I didn't keep the debug log nor any config backups, so it would be very hard to investigate further. I suspect some bad interaction between the dnsmasq library (used by pihole-FTL) and some stale config from the pi-hole v1.x days.

The bottom line is: pihole -r (repair) fixed it and that would be the first thing to try if someone gets similar behavior, specifically pihole-FTL resolving based on resolv.conf IP's rather than configures upstream DNS servers. It has nothing to do with using a local resolver.

Pi-hole isn't using any dnsmasq library, but provides its own binary instead.

I've already pointed out:

We never were able to verify since you chose to not provide a debug log.

Of course, any manually or third-party alterations to Pi-hole's dnsmasq configuration files would have been reverted after running pihole -r.
But let me repeat that Pi-hole does not configure itself to read resolv.conf at all.

So if your configuration would have been altered, the source of that change would not have been Pi-hole.

It's a lengthy thread, but apparently something about bullseye updates have broken functionality and the Pi-hole dev team are currently looking for the best way to recommend changes for unbound users. I anticipate forthcoming changes to the documentation reflecting this.

If you've removed both openresolv and resolvconf and your issues no longer persist, quite happy you figured it out in significantly less time than I did. Those forward lookup zones caused my pihole2 client device to be spamming both DNS servers with requests, but was different than the DNS loops I'd encountered in the past. Again, only encountered issues for me on Raspbian (RPiOS), but not pure Debian despite using unbound 1.13.1 in both places.

dpkg-query -s 'openresolv'

My apologies if I misunderstood your underlying issue.

@Bucking_Horn I'm not talking about dynamic link, there's actually a copy of the dnsmasq code in FTL's project, and clearly dnsmask configs are being used as pi-hole writes /etc/dnsmasq.conf and adds more config files in /etc/dnsmasq.d/.

Also for the debug log, I went over it myself and there was not a single reference to resolv.conf or the 127.0.0.1 IP FTL was trying to use, it said the upstream DNS server is the one I had in the config, yet it clearly wasn't being used.

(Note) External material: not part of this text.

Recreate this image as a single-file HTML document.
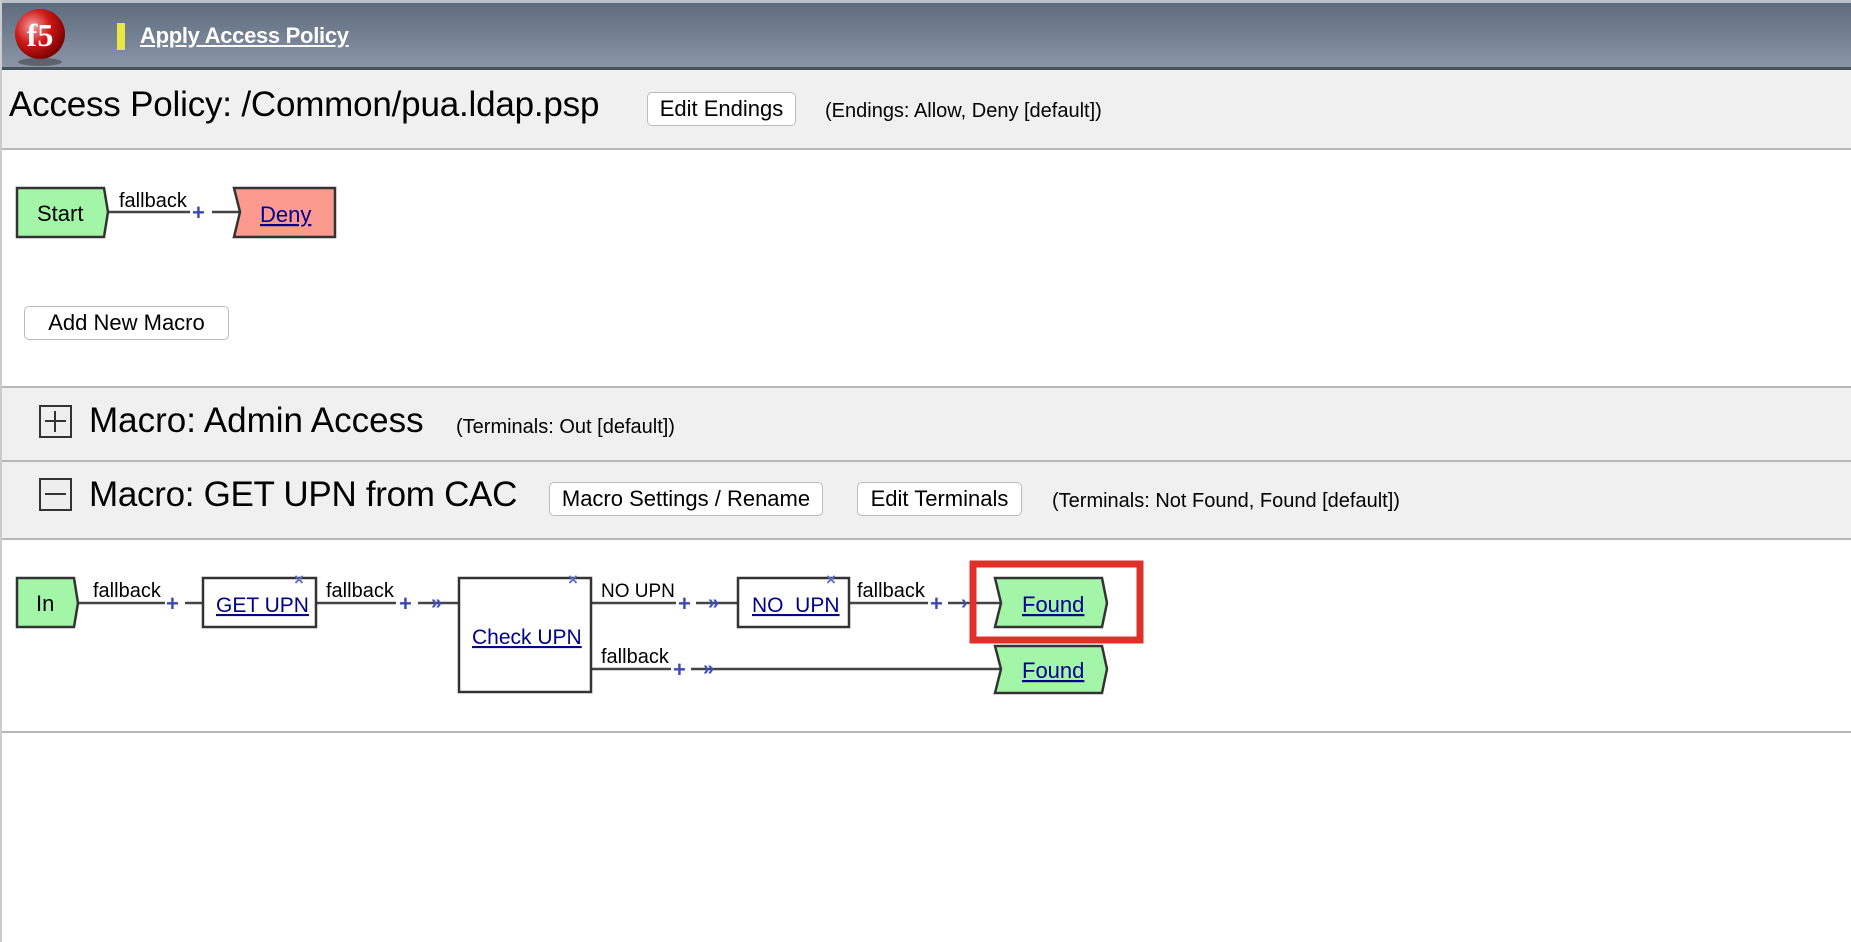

NB: I did mention I started from pi-hole 1.x which was using dnsmask, and I even said my setup back then was bastardized. I had to redo the config elsewhere when it moved away but didn't clean up anything.

@harrypnyce My unbound server is manually configured, so I would not have random forward zones popping into it. The only forward zones in my unbound config are the ones for my router.

I do have openresolv installed, but this is Debian Buster not Bullseye. I mentioned resolvconf before but I the resolvconf configs are actually managed by openresolv, it's probably just a fork of the project.


I'm not denying that or your observation as such.
I just say we couldn't verify possible causes, partially because we were lacking a debug log.